Like Hagler-Leonard, this is a controversial win that will be discussed for many a month. The Dog is so beyond regular douche, a couple of intrepid readers discovered that if you google “cocaine” and click on images, you’ll find the Dog snorting away.
That’s gotta be one of the signs of the douchepocalypse right there. But in addition to Dog’s support, the Prince of Pud nearly pulled this thing out in a huge upset. g0dluvsugly explains:
without a doubt. prince of pud. he has the intent and he has the hott. the chin strap. the chest flex. the shocker. the fauxhawk. the disparate ‘bag-to-hot ratio. this pic lacks nothing.

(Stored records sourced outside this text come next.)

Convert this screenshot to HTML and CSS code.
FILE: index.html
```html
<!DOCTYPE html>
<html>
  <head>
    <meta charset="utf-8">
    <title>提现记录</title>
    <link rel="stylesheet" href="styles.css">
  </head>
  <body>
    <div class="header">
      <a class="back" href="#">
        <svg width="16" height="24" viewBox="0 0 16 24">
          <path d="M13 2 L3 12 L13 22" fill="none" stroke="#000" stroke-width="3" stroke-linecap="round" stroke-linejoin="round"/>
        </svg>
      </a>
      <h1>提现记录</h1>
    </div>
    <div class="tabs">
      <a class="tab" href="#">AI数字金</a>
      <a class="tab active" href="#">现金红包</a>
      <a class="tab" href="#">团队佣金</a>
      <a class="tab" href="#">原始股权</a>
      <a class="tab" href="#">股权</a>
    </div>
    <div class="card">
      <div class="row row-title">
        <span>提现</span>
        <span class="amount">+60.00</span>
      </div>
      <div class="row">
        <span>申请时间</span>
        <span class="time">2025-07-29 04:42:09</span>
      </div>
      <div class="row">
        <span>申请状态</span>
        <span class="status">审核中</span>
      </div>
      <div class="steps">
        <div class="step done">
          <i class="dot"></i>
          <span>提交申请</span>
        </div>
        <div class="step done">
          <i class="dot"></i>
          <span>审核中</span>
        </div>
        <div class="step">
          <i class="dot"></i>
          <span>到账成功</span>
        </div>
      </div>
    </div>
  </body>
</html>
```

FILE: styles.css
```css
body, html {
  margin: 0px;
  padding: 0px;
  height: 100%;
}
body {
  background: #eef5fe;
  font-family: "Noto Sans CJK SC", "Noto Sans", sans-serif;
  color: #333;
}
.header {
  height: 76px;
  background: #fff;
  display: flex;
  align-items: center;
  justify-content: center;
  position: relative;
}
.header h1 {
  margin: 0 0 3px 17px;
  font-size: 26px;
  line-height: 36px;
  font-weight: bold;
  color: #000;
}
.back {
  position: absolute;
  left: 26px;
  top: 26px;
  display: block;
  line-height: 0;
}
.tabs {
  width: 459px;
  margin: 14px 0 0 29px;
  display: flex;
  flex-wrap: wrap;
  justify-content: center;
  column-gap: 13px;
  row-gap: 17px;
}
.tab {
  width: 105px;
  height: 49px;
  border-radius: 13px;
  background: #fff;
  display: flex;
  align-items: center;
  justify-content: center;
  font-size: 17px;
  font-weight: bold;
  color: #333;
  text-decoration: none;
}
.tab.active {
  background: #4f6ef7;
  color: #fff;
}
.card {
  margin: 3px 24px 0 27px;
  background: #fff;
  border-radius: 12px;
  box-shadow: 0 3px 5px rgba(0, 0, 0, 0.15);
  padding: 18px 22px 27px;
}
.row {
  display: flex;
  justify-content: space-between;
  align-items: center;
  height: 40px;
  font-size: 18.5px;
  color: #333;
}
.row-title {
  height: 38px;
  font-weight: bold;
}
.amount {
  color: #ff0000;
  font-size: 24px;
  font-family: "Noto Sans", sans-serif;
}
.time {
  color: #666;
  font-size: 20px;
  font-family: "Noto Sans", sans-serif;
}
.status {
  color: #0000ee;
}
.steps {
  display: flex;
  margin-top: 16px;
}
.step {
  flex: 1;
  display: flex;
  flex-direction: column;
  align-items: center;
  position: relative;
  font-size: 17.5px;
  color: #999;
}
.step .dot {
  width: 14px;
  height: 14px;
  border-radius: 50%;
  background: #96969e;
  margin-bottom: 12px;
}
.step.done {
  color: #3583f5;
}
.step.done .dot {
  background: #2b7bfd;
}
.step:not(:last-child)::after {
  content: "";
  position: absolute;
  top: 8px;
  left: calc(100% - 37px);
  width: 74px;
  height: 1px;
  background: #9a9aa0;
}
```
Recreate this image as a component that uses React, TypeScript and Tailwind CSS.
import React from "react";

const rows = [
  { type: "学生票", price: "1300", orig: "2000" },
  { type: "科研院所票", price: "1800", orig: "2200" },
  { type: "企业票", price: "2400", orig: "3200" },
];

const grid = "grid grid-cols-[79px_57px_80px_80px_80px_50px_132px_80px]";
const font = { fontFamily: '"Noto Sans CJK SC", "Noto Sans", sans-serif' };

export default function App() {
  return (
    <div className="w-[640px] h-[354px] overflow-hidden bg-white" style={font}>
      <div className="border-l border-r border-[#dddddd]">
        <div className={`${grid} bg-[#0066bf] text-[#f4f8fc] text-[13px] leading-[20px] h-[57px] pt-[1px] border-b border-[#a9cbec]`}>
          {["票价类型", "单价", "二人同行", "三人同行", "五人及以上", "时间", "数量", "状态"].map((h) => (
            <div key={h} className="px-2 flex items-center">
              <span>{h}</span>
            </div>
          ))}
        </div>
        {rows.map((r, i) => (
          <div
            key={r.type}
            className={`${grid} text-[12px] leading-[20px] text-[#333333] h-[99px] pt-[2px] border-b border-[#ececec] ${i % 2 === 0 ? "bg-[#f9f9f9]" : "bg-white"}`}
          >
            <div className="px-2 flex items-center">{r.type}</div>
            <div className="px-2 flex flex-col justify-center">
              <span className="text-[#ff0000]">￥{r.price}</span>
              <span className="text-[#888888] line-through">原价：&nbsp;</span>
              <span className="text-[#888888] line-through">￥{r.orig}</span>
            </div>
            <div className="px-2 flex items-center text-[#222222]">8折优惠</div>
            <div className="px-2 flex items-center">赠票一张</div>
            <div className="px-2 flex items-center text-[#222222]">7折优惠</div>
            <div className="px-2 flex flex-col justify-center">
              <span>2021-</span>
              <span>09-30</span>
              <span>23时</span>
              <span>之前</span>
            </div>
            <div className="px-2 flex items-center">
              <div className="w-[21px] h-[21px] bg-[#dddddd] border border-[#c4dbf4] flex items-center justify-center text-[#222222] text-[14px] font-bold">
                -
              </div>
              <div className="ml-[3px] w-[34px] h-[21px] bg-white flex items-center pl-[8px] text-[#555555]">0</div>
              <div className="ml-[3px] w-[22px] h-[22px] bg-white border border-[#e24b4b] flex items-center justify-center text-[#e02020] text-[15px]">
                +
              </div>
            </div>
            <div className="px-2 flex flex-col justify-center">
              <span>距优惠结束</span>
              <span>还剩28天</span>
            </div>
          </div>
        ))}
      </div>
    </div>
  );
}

But fret not, in the 2008 Douchies, methinks Dog, and possibly even the Prince, may merit Douchies for their unique contributions to ending our cultural worth while polluting girls along the way.
Alas, only one could emerge. And it was the Flushed Poo of Turd.
As all choads lead to rome puts it:
Turd Flush – because people with no talent in life have to try twice as hard to prove they are worthwhile. At the club, they may seem to be attractive, successful sex mongers, but all I see is a BA in English, 2 months of community college, and a beauty school drop out.
Well described, ACLTR. Give it up to the Turd Flush, and we’ll see him in the Monthly.